Posted on April 7, 2020

Naturalized Citizens Could Be Critical in This Fall’s Election

Michael Macagnone and Tanvi Misra, Roll Call, April 2, 2020

At her naturalization ceremony, Blanca Inhof, a 49-year-old woman from West Lawn, Pa., could not hold back her tears.

“I have been waiting for this moment for 25 years. I always wanted to become a citizen, but … we couldn’t get the money together,” says Inhof, who works as a translator for her school district.  {snip}

After her mother passed away 25-or-so years ago, Blanca came to the United States from Mexico on a 10-year visa. She considers it a “miracle” that she was able to immigrate legally in search of a new beginning, a better life. {snip}

Along one wall inside the ceremony room, volunteers waited with voter registrations forms, and Blanca filled one out. While it was not the determining factor, the 2020 election contributed to Blanca’s naturalization decision. Having her citizenship pending any longer would have added a layer of precarity to her family’s life.

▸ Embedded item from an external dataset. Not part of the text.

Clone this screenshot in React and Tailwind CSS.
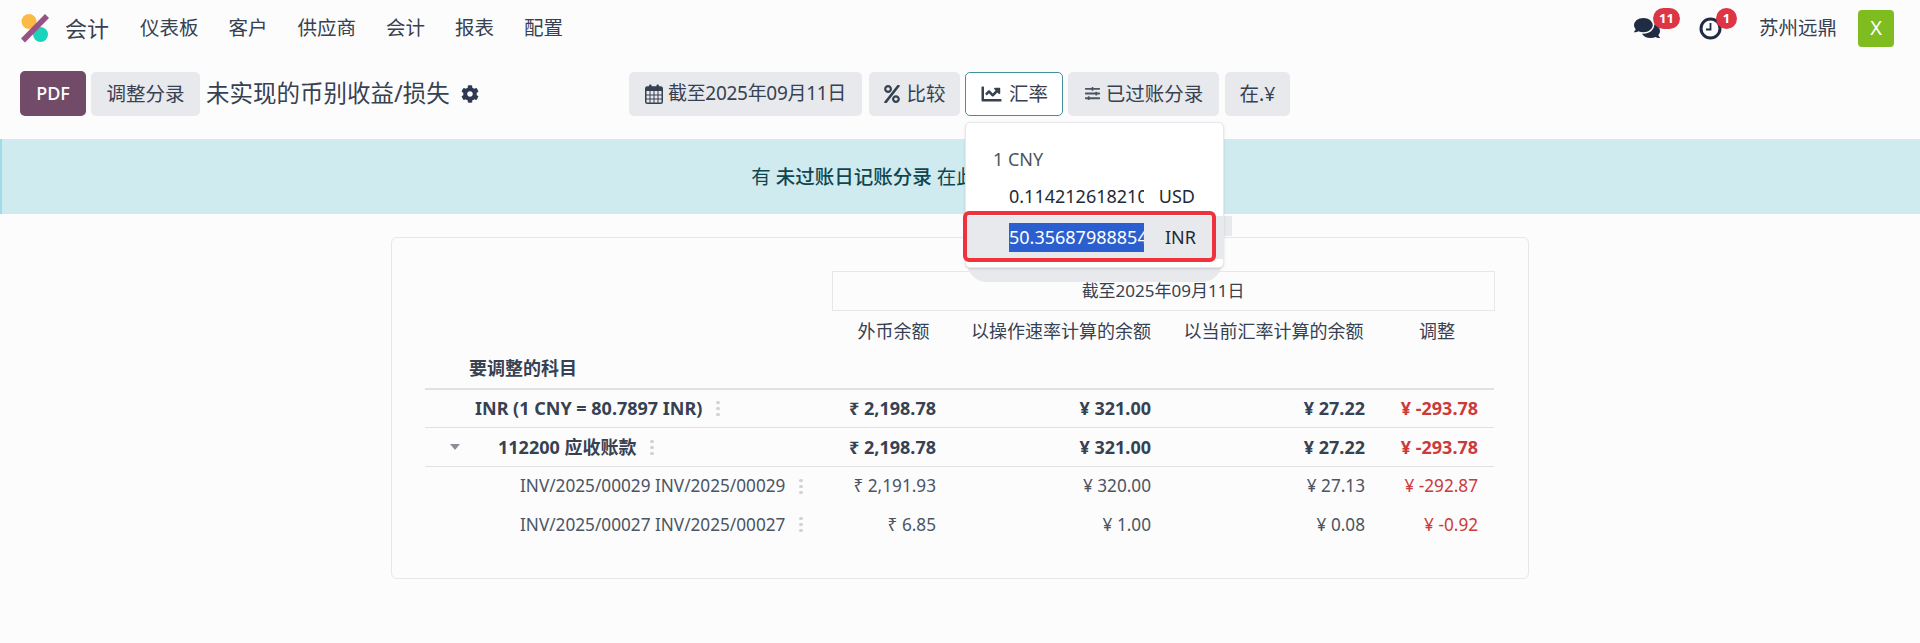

“We don’t trust him — it’s plain and simple — we don’t trust him,” David Inhof says, referring to President Donald Trump. “He’s kicked legal residents out and put kids in cages.”

The continual crop of new citizens like Blanca Inhof in Pennsylvania and across the country represents a “sleeping political giant,” says Diego Iniguez-Lopez, policy and campaign manager at the National Partnership for New Americans, a coalition of state, federal and local organizations working to naturalize immigrants and register them to vote.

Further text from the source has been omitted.